R: Assess surrogacy in the causal-inference single-trial setting...

ICA.BinBin {Surrogate}

R Documentation

Assess surrogacy in the causal-inference single-trial setting in the binary-binary case

Description

The function ICA.BinBin quantifies surrogacy in the single-trial causal-inference framework (individual causal association and causal concordance) when both the surrogate and the true endpoints are binary outcomes.

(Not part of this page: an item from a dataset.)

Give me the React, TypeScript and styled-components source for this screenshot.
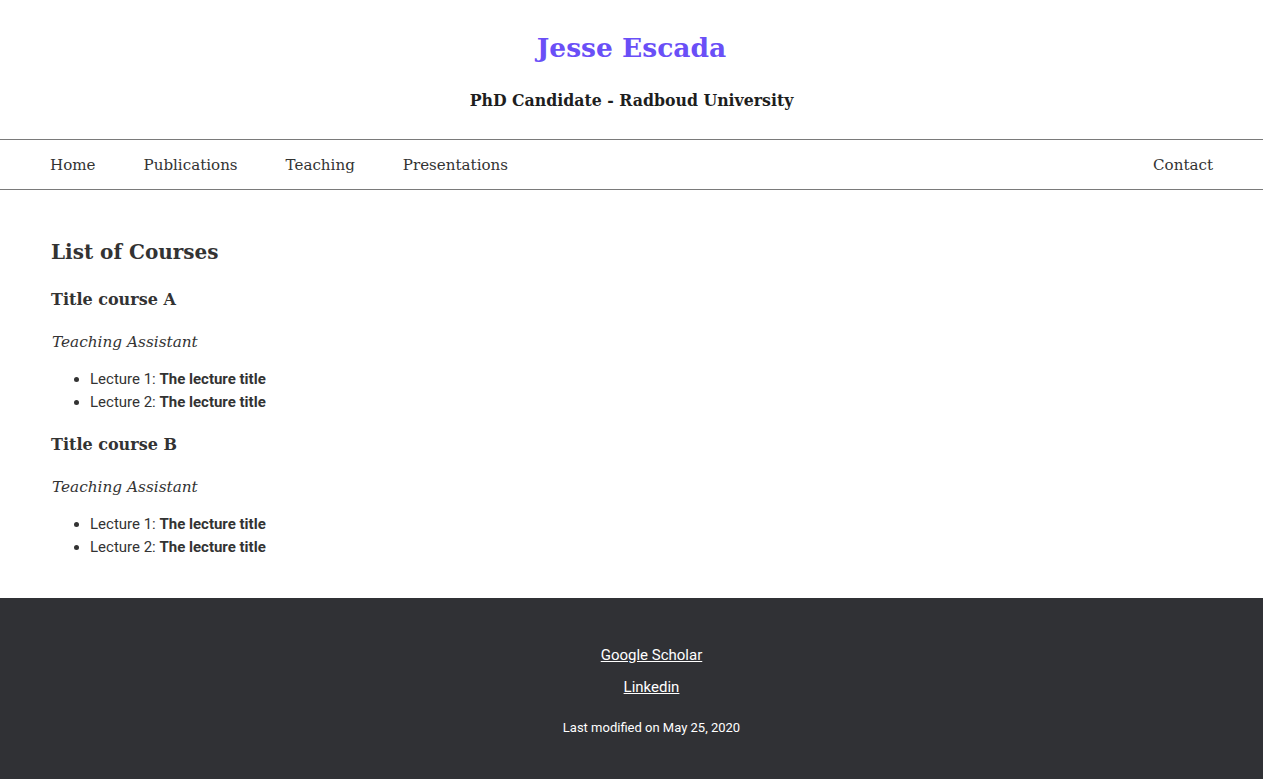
import React from "react";
import styled, { createGlobalStyle } from "styled-components";

const Global = createGlobalStyle`
  html, body { margin: 0; padding: 0; background: #fff; }
  body { font-family: Roboto, "Liberation Sans", sans-serif; color: #333; }
`;

const slab = `"DejaVu Serif", "Liberation Serif", serif`;

const Header = styled.header`
  display: flex;
  flex-direction: column;
  align-items: center;
  padding-top: 30px;
  padding-bottom: 26px;
`;

const Name = styled.h1`
  margin: 0;
  font-family: ${slab};
  font-weight: 700;
  font-size: 26.5px;
  line-height: 36px;
  color: #6a4ff7;
`;

const Subtitle = styled.h2`
  margin: 23px 0 0;
  font-family: ${slab};
  font-weight: 700;
  font-size: 15.75px;
  line-height: 24px;
  color: #1e1e1e;
`;

const Nav = styled.nav`
  display: flex;
  align-items: center;
  height: 49px;
  border-top: 1px solid #7a7a7a;
  border-bottom: 1px solid #7a7a7a;
  padding: 0 50px;
`;

const NavLink = styled.a`
  font-family: ${slab};
  font-size: 15.1px;
  color: #333;
  text-decoration: none;
  margin-right: 48px;
  &:last-child { margin-right: 0; margin-left: auto; }
`;

const Main = styled.main`
  padding: 48px 51px 19px;
`;

const PageTitle = styled.h2`
  margin: 0 0 23px;
  font-family: ${slab};
  font-weight: 700;
  font-size: 20px;
  line-height: 28px;
  color: #333;
`;

const CourseTitle = styled.h3`
  margin: 0 0 20px;
  font-family: ${slab};
  font-weight: 700;
  font-size: 16px;
  line-height: 22px;
  color: #333;
`;

const Role = styled.p`
  margin: 0 0 15px;
  padding-left: 1px;
  font-family: ${slab};
  font-style: italic;
  font-size: 15.3px;
  line-height: 22px;
  color: #333;
`;

const List = styled.ul`
  margin: 0 0 21px;
  padding-left: 39px;
  font-size: 15px;
  line-height: 22.5px;
  color: #333;
`;

const Footer = styled.footer`
  background: #303135;
  display: flex;
  flex-direction: column;
  align-items: center;
  padding: 47px 0 40px 40px;
  min-height: 181px;
  box-sizing: border-box;
`;

const FootLink = styled.a`
  font-size: 15px;
  line-height: 20px;
  color: #fff;
  text-decoration: underline;
  margin-bottom: 12px;
`;

const Modified = styled.p`
  margin: 10px 0 0;
  font-size: 13px;
  line-height: 18px;
  color: #fff;
`;

const courses = ["A", "B"];

export default function App() {
  return (
    <>
      <Global />
      <Header>
        <Name>Jesse Escada</Name>
        <Subtitle>PhD Candidate - Radboud University</Subtitle>
      </Header>
      <Nav>
        <NavLink href="#">Home</NavLink>
        <NavLink href="#">Publications</NavLink>
        <NavLink href="#">Teaching</NavLink>
        <NavLink href="#">Presentations</NavLink>
        <NavLink href="#">Contact</NavLink>
      </Nav>
      <Main>
        <PageTitle>List of Courses</PageTitle>
        {courses.map((c) => (
          <section key={c}>
            <CourseTitle>Title course {c}</CourseTitle>
            <Role>Teaching Assistant</Role>
            <List>
              <li>Lecture 1: <b>The lecture title</b></li>
              <li>Lecture 2: <b>The lecture title</b></li>
            </List>
          </section>
        ))}
      </Main>
      <Footer>
        <FootLink href="#">Google Scholar</FootLink>
        <FootLink href="#">Linkedin</FootLink>
        <Modified>Last modified on May 25, 2020</Modified>
      </Footer>
    </>
  );
}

See Details below.

Usage

ICA.BinBin(pi1_1_, pi1_0_, pi_1_1, pi_1_0, pi0_1_, pi_0_1,
Monotonicity=c("General"), Sum_Pi_f = seq(from=0.01, to=0.99, by=.01),
M=10000, Volume.Perc=0, Seed=sample(1:100000, size=1))

Arguments

`pi1_1_`	A scalar or vector that contains values for `P(T=1,S=1\|Z=0)`, i.e., the probability that `S=T=1` when under treatment `Z=0`. A vector is specified to account for uncertainty, i.e., rather than keeping `P(T=1,S=1\|Z=0)` fixed at one estimated value, a distribution can be specified (see examples below) from which a value is drawn in each run.
`pi1_0_`	A scalar or vector that contains values for `P(T=1,S=0\|Z=0)`.
`pi_1_1`	A scalar or vector that contains values for `P(T=1,S=1\|Z=1)`.
`pi_1_0`	A scalar or vector that contains values for `P(T=1,S=0\|Z=1)`.
`pi0_1_`	A scalar or vector that contains values for `P(T=0,S=1\|Z=0)`.
`pi_0_1`	A scalar or vector that contains values for `P(T=0,S=1\|Z=1)`.
`Monotonicity`	Specifies which assumptions regarding monotonicity should be made: `Monotonicity=c("General")`, `Monotonicity=c("No")`, `Monotonicity=c("True.Endp")`, `Monotonicity=c("Surr.Endp")`, or `Monotonicity=c("Surr.True.Endp")`. See Details below. Default `Monotonicity=c("General")`.
`Sum_Pi_f`	A scalar or vector that specifies the grid of values `G={g_{1},\: g_{2},\:...,\: g_{k}}` to be considered when the sensitivity analysis is conducted. See Details below. Default `Sum_Pi_f = seq(from=0.01, to=0.99, by=.01)`.
`M`	The number of runs that are conducted for a given value of `Sum_Pi_f`. This argument is not used when `Volume.Perc=0`. Default `M=10000`.
`Volume.Perc`	Note that the marginals that are observable in the data set a number of restrictions on the unidentified correlations. For example, under montonicity for `S` and `T`, it holds that `\pi_{0111}<=min(\pi_{0\cdot1\cdot}, \pi_{\cdot1\cdot1})` and `\pi_{1100}<=min(\pi_{1\cdot0\cdot}, \pi_{\cdot1\cdot0})`. For example, when `min(\pi_{0\cdot1\cdot}, \pi_{\cdot1\cdot1})=0.10` and `min(\pi_{1\cdot0\cdot}, \pi_{\cdot1\cdot0})=0.08`, then all valid `\pi_{0111}<=0.10` and all valid `\pi_{1100}<=0.08`. The argument `Volume.Perc` specifies the fraction of the 'volume' of the paramater space that is explored. This volume is computed based on the grids G={0, 0.01, ..., maximum possible value for the counterfactual probability at hand}. E.g., in the previous example, the 'volume' of the parameter space would be `11*9=99`, and when e.g., the argument `Volume.Perc=1` is used a total of `99` runs will be conducted for each given value of `Sum_Pi_f`. Notice that when monotonicity is not assumed, relatively high values of `Volume.Perc` will lead to a large number of runs and consequently a long analysis time.
`Seed`	The seed to be used to generate `\pi_r`. Default `Seed=sample(1:100000, size=1)`.

Details

In the continuous normal setting, surroagacy can be assessed by studying the association between the individual causal effects on S and T (see ICA.ContCont). In that setting, the Pearson correlation is the obvious measure of association.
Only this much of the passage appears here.